Je n’avais pas travaillé depuis deux ans et j’ai trouvé un job en quatre mois à dix minutes de chez moi. Nous avons acheté une maison. La ville est vraiment sympa, très dog friendly. Il y a peu de Français, quelques expats de l’usine Michelin pas très loin. Parler ma langue natale me manque un peu, mais je fais partie du board de l’Alliance française.
Voilà pour mon histoire. Ça n’a pas été facile. Il y a eu de longues traversées du désert, des périodes de doutes, mais je suis persuadée que nous avons bien fait de penser out of the box. Ma philosophie de la vie, c’est : « même si vous rencontrez des difficultés, ce n’est jamais permanent. »
La réponse de French Morning
Merci pour votre témoignage, Myriam. De toute évidence, vous êtes sortie des « sentiers battus », au sens propre, comme au sens figuré. Vous avez pris votre voiture pour emprunter une longue route que vous ne connaissiez pas, vers une destination dont vous ne saviez pas grand chose, avec le risque d’être terriblement déçue. Mais, en définitive, vous semblez comblée par votre nouvelle vie.
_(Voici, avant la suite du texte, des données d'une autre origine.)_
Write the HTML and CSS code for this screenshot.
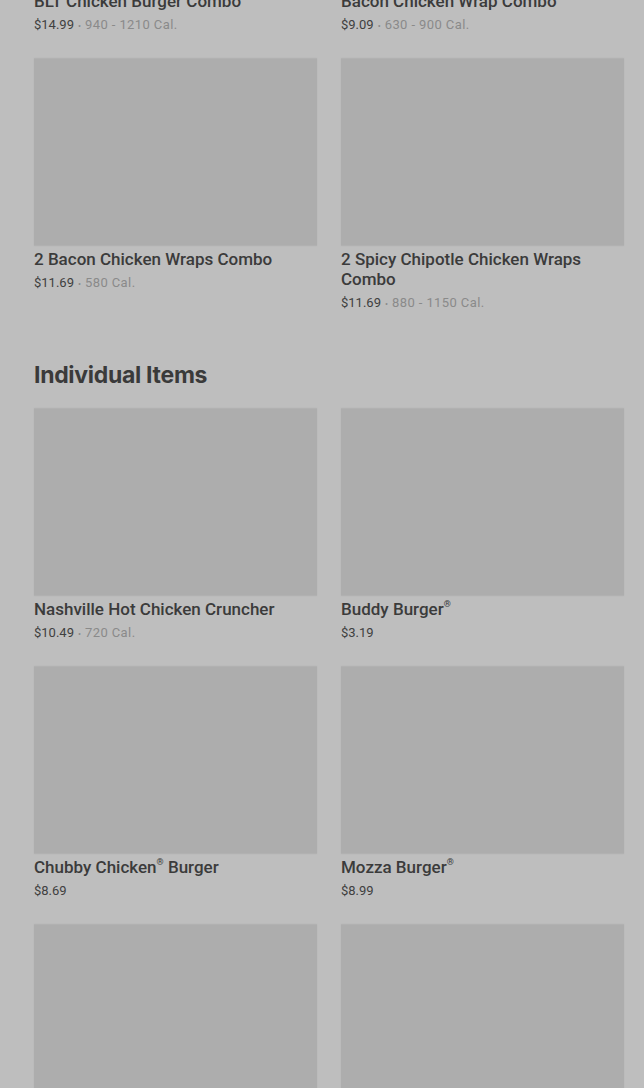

Dans son livre passionnant Qu’est-ce qui nous fait vivre, Vincent Deary nous raconte cette histoire amusante sur les « sentiers battus » :
“Les urbanistes et les architectes paysagistes parlent d’un phénomène qu’ils appellent des « lignes naturelles de désir », ou simplement des lignes de désir. Le nouveau parc près de mon ancienne maison en était un parfait exemple. Ses concepteurs avaient dessiné de gracieux sentiers en courbe, bordés de buissons et de jeunes arbres, qui conduisaient les pas des promeneurs à travers des pelouses fraîchement semées. Les usagers n’avaient qu’à suivre les instructions, à se laisser guider le long de ce détour paysager. Une allée partait de la route principale pour aboutir à l’entrée d’un grand supermarché. En fait, le parc avait été conçu par les propriétaires du supermarché, qui l’avaient placé entre le magasin et la route pour masquer cette nouvelle et disgracieuse excroissance du négoce. L’allée s’incurvait en arc de cercle, coupant le vert vibrant de la jeune herbe d’une bande gris pâle, offrant au client une balade en même temps qu’il faisait ses courses, l’invitant à flâner en chemin pour respirer l’odeur des roses. Ce que nous n’avons jamais fait, bien sûr. Chargés de désir dans un sens et de sacs d’épicerie dans l’autre, nous avons choisi notre intérêt immédiat plutôt que le détour prescrit. Nous avons voté avec nos pieds. Peu à peu, une ligne d’herbe piétinée se dessina sur la pelouse, reliant les extrémités de la courbe comme la branche d’un arc. À l’usage, cette ligne devint plus marquée, perdant peu à peu son vert. Bientôt ce fut un solide sentier de terre battue, une ligne musculeuse et droite inscrite par le désir et la nécessité. On pourrait dire que ce sentier était la marque d’une décision publique, et plus encore qu’une marque, une nouvelle suggestion, une nouvelle instruction, une façon de résoudre la question de l’accès au magasin qui était le contraire même de la prescription officielle.”